Following an NPS Representatives meeting, two on that list were found to duplicate other Colleges' choices, and it was felt the RACGP could endorse these rather than replicate them. Therefore the next two highest voted options were selected instead.
Recommendations 6-10 (March 2016)
The RACGP Working Group established for Wave 1 of Choosing Wisely identified 32 candidate topics for Wave 2, then shortlisted fifteen, spread across four categories – screening, imaging, pathology and treatment. The shortlisting criteria were: quality of supporting evidence; importance for patients; and number of Australian GPs using the test or treatment. A dedicated workshop was held at the RACGP Annual Scientific Meeting, ‘GP15’, and the entire RACGP membership was asked to vote for their ‘top five’ via online survey. Additional free-text comment was encouraged, with good response rates.
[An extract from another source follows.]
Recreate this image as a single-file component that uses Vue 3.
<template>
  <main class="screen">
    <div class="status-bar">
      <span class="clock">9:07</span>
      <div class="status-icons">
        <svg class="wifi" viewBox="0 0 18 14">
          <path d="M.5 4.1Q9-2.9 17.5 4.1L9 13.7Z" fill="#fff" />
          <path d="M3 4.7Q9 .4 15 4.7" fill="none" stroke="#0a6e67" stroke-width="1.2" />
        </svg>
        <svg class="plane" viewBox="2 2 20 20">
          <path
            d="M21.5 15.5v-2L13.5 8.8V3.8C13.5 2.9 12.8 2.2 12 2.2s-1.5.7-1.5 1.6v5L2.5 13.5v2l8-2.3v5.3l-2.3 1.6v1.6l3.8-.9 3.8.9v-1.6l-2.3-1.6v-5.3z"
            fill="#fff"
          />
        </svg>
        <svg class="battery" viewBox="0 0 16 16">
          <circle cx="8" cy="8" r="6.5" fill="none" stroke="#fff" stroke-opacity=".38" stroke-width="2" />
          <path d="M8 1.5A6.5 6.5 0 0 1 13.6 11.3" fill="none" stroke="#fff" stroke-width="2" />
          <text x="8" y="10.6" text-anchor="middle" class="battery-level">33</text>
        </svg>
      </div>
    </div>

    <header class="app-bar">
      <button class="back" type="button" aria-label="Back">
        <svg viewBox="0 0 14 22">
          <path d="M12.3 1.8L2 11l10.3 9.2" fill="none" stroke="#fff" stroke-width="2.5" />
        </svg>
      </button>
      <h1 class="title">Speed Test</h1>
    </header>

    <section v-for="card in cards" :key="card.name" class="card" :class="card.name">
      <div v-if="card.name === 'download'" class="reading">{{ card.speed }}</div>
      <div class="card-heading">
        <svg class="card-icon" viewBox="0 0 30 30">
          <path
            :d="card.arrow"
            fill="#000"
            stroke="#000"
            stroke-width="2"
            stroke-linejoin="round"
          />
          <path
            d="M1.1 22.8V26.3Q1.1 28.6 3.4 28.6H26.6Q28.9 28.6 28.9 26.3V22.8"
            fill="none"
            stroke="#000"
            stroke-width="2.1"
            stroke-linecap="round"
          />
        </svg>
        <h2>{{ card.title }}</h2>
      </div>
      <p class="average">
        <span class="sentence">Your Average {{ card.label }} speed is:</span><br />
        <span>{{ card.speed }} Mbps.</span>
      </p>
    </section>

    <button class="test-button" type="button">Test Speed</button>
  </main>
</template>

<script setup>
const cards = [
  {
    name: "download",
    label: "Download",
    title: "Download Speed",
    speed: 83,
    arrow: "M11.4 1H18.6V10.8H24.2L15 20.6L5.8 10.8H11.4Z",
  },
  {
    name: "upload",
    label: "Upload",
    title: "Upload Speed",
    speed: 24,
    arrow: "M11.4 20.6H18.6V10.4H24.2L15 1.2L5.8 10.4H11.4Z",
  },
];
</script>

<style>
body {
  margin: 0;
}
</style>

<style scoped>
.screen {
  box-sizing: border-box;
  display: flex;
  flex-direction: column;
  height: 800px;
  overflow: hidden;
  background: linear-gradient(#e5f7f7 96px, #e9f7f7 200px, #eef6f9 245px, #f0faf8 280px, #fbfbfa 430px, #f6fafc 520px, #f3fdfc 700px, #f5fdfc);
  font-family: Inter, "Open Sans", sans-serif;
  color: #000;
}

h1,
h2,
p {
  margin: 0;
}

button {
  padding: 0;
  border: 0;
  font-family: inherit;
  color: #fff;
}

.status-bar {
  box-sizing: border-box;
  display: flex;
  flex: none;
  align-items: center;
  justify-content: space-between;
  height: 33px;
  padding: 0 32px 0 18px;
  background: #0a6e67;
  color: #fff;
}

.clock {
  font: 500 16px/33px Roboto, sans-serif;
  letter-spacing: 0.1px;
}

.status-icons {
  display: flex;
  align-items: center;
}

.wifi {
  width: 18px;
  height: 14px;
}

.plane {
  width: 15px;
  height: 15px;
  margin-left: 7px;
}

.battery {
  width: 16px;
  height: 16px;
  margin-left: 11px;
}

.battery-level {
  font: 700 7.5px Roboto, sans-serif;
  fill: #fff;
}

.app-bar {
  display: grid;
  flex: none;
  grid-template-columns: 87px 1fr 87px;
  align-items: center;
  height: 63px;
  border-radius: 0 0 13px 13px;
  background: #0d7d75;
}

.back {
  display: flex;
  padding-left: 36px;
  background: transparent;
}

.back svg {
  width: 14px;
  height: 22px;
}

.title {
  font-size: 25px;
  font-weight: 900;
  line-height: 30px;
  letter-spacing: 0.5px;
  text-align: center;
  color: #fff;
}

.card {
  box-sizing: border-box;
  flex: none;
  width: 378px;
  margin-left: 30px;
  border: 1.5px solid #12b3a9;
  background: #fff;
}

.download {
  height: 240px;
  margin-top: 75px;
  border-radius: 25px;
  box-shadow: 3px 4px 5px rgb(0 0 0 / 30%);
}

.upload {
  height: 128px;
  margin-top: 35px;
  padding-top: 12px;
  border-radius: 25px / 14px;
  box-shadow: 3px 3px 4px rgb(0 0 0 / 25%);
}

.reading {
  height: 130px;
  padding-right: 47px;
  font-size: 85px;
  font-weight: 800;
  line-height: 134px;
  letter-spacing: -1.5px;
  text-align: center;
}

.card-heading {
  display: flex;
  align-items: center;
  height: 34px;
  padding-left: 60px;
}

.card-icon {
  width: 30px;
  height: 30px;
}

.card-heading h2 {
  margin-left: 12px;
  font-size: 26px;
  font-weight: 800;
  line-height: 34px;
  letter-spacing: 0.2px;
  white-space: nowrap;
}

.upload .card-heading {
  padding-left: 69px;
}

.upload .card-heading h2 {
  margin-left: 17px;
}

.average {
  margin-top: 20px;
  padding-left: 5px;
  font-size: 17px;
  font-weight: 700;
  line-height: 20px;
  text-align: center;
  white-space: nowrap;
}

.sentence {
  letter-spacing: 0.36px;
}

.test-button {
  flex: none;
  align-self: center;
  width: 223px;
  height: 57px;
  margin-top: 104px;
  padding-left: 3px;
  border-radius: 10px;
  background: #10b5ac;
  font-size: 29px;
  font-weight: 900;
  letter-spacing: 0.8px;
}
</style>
The top five topics from this national vote were written up by the Working Group and reviewed by the RACGP Expert Committee – Quality Care.
- 1 Don't use proton pump inhibitors (PPIs) long term in patients with uncomplicated disease without regular attempts at reducing dose or ceasing.
- 2 Don’t commence therapy for hypertension or hyperlipidaemia without first assessing the absolute risk of a cardiovascular event.
- 3 Don’t advocate routine self-monitoring of blood glucose for people with type 2 diabetes who are on oral medication only.
- 4 Don't screen asymptomatic, low-risk patients (<10% absolute 5-year CV risk) using ECG, stress test, coronary artery calcium score, or carotid artery ultrasound.
- 5 Avoid prescribing benzodiazepines to patients with a history of substance misuse (including alcohol) or multiple psychoactive drug use.
- 6 Don’t order colonoscopy as a screening test for bowel cancer in people at average or slightly above average risk. Use faecal occult blood screening instead.
- 7 Don’t order chest x-rays in patients with uncomplicated acute bronchitis.
- 8 Don’t routinely do a pelvic examination with a Pap smear.
- 9 Don’t treat otitis media (middle ear infection) with antibiotics, in non-Indigenous children aged 2-12 years, where reassessment is a reasonable option.
- 10 Don’t test thyroid function as population screening for asymptomatic patients.